* START *
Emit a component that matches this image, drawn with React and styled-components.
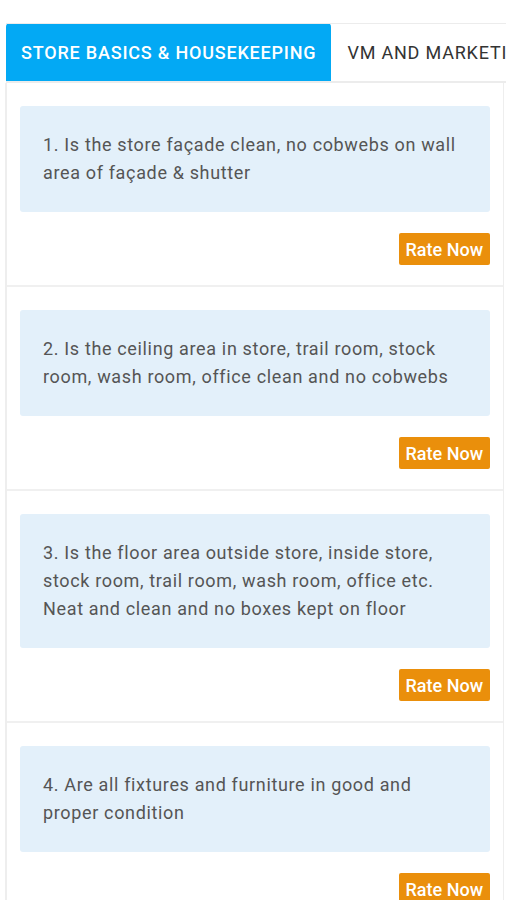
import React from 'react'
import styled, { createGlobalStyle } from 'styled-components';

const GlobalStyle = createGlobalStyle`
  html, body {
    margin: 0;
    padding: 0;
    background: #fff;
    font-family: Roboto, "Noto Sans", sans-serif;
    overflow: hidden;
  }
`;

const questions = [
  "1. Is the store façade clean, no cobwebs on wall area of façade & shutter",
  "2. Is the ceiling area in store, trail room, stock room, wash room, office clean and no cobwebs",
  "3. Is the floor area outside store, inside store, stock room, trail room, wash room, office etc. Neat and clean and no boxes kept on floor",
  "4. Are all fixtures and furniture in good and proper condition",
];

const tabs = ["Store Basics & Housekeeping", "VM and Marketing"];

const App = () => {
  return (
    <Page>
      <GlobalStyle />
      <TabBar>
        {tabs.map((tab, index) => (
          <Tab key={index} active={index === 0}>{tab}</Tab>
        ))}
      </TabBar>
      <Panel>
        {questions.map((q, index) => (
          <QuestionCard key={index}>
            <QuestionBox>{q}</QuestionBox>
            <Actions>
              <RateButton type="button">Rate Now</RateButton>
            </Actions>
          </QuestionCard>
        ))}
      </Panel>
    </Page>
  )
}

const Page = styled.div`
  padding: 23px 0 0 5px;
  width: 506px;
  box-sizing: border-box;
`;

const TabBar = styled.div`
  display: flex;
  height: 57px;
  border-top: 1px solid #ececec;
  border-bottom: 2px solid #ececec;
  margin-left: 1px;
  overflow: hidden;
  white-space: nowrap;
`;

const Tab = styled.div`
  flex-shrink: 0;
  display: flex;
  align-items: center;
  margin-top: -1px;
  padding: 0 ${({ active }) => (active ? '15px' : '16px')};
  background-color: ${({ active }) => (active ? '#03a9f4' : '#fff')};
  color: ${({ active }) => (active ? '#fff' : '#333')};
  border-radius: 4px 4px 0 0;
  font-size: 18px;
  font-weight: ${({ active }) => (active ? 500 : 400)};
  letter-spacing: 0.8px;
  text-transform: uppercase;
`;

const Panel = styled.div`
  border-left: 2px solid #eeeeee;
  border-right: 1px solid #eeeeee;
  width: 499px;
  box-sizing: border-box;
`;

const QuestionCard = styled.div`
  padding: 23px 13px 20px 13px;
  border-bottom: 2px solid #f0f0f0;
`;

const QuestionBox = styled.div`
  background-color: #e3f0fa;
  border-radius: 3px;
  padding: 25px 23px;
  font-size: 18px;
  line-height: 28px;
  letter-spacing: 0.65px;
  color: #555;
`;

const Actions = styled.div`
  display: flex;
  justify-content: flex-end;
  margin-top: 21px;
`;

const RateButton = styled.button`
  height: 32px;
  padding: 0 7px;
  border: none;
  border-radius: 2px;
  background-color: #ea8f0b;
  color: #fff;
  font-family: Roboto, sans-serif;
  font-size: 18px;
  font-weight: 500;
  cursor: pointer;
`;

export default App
* END *
▶ _THE REQUEST_:
Repeat the lines above exactly, and keep every picture out.

▶ _ANSWER TO THE TASK_:
Emit a component that matches this image, drawn with React and styled-components.
import React from 'react'
import styled, { createGlobalStyle } from 'styled-components';

const GlobalStyle = createGlobalStyle`
  html, body {
    margin: 0;
    padding: 0;
    background: #fff;
    font-family: Roboto, "Noto Sans", sans-serif;
    overflow: hidden;
  }
`;

const questions = [
  "1. Is the store façade clean, no cobwebs on wall area of façade & shutter",
  "2. Is the ceiling area in store, trail room, stock room, wash room, office clean and no cobwebs",
  "3. Is the floor area outside store, inside store, stock room, trail room, wash room, office etc. Neat and clean and no boxes kept on floor",
  "4. Are all fixtures and furniture in good and proper condition",
];

const tabs = ["Store Basics & Housekeeping", "VM and Marketing"];

const App = () => {
  return (
    <Page>
      <GlobalStyle />
      <TabBar>
        {tabs.map((tab, index) => (
          <Tab key={index} active={index === 0}>{tab}</Tab>
        ))}
      </TabBar>
      <Panel>
        {questions.map((q, index) => (
          <QuestionCard key={index}>
            <QuestionBox>{q}</QuestionBox>
            <Actions>
              <RateButton type="button">Rate Now</RateButton>
            </Actions>
          </QuestionCard>
        ))}
      </Panel>
    </Page>
  )
}

const Page = styled.div`
  padding: 23px 0 0 5px;
  width: 506px;
  box-sizing: border-box;
`;

const TabBar = styled.div`
  display: flex;
  height: 57px;
  border-top: 1px solid #ececec;
  border-bottom: 2px solid #ececec;
  margin-left: 1px;
  overflow: hidden;
  white-space: nowrap;
`;

const Tab = styled.div`
  flex-shrink: 0;
  display: flex;
  align-items: center;
  margin-top: -1px;
  padding: 0 ${({ active }) => (active ? '15px' : '16px')};
  background-color: ${({ active }) => (active ? '#03a9f4' : '#fff')};
  color: ${({ active }) => (active ? '#fff' : '#333')};
  border-radius: 4px 4px 0 0;
  font-size: 18px;
  font-weight: ${({ active }) => (active ? 500 : 400)};
  letter-spacing: 0.8px;
  text-transform: uppercase;
`;

const Panel = styled.div`
  border-left: 2px solid #eeeeee;
  border-right: 1px solid #eeeeee;
  width: 499px;
  box-sizing: border-box;
`;

const QuestionCard = styled.div`
  padding: 23px 13px 20px 13px;
  border-bottom: 2px solid #f0f0f0;
`;

const QuestionBox = styled.div`
  background-color: #e3f0fa;
  border-radius: 3px;
  padding: 25px 23px;
  font-size: 18px;
  line-height: 28px;
  letter-spacing: 0.65px;
  color: #555;
`;

const Actions = styled.div`
  display: flex;
  justify-content: flex-end;
  margin-top: 21px;
`;

const RateButton = styled.button`
  height: 32px;
  padding: 0 7px;
  border: none;
  border-radius: 2px;
  background-color: #ea8f0b;
  color: #fff;
  font-family: Roboto, sans-serif;
  font-size: 18px;
  font-weight: 500;
  cursor: pointer;
`;

export default App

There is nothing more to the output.